I don’t think there are a lot that are truly clean, but I’m sure there are some.

A group of clean athletes –if they were clean – approached the International Olympic Committee (IOC) in these past few days to see if they could compete as individuals, if Russia is banned, under the Olympic flag. The IOC said no. I don’t know how you would determine if they were clean or not. Who would do that?

I don’t have many words of comfort to somebody who has competed against a Russian and would have won a medal, or would have been in the top 10, and didn’t because their own sports federation were supporting and allowing that to occur. That’s pretty devastating. Not only are you being defeated by the athlete who is doping, but you’re being defeated by your own sport that is allowing this.

How was this latest experience for you personally – disturbing, surprising, intriguing?

It’s fascinating to be on a commission that had the resources to do what we did and to come to these conclusions and then for them to have the impact they have had. Very few of these commissions have had the impact we had. There are royal commissions in this country that make huge recommendations and have zero impact.

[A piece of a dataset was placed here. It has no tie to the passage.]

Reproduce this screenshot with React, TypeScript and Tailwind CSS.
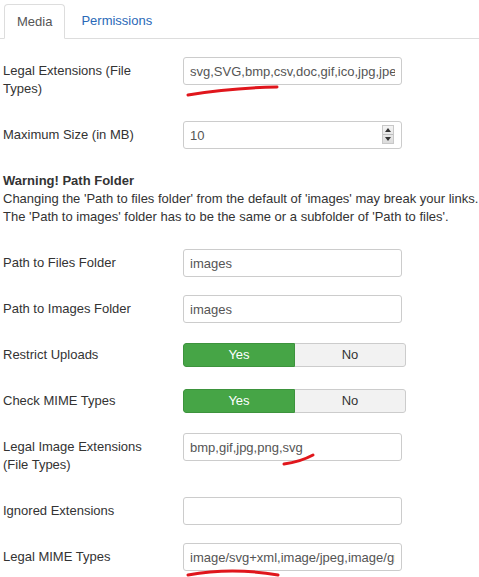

I started off being very skeptical about what was shown in the documentary. Gradually, my views changed. Then, as it got deeper and deeper, I became surprised at the extent of what was going on. I guess I’m over the shock value and disappointment. I’ve been working in this field for the better part of a decade and a half. In that sense, nothing in the doping world shocks me. It’s pretty unusual to be surprised. But I was surprised by the state run aspect of this.

Everybody says they’re going to do real change. Given the speed of the reactions and the public statements the various bodies are making, I am hopeful there will be real change coming from this.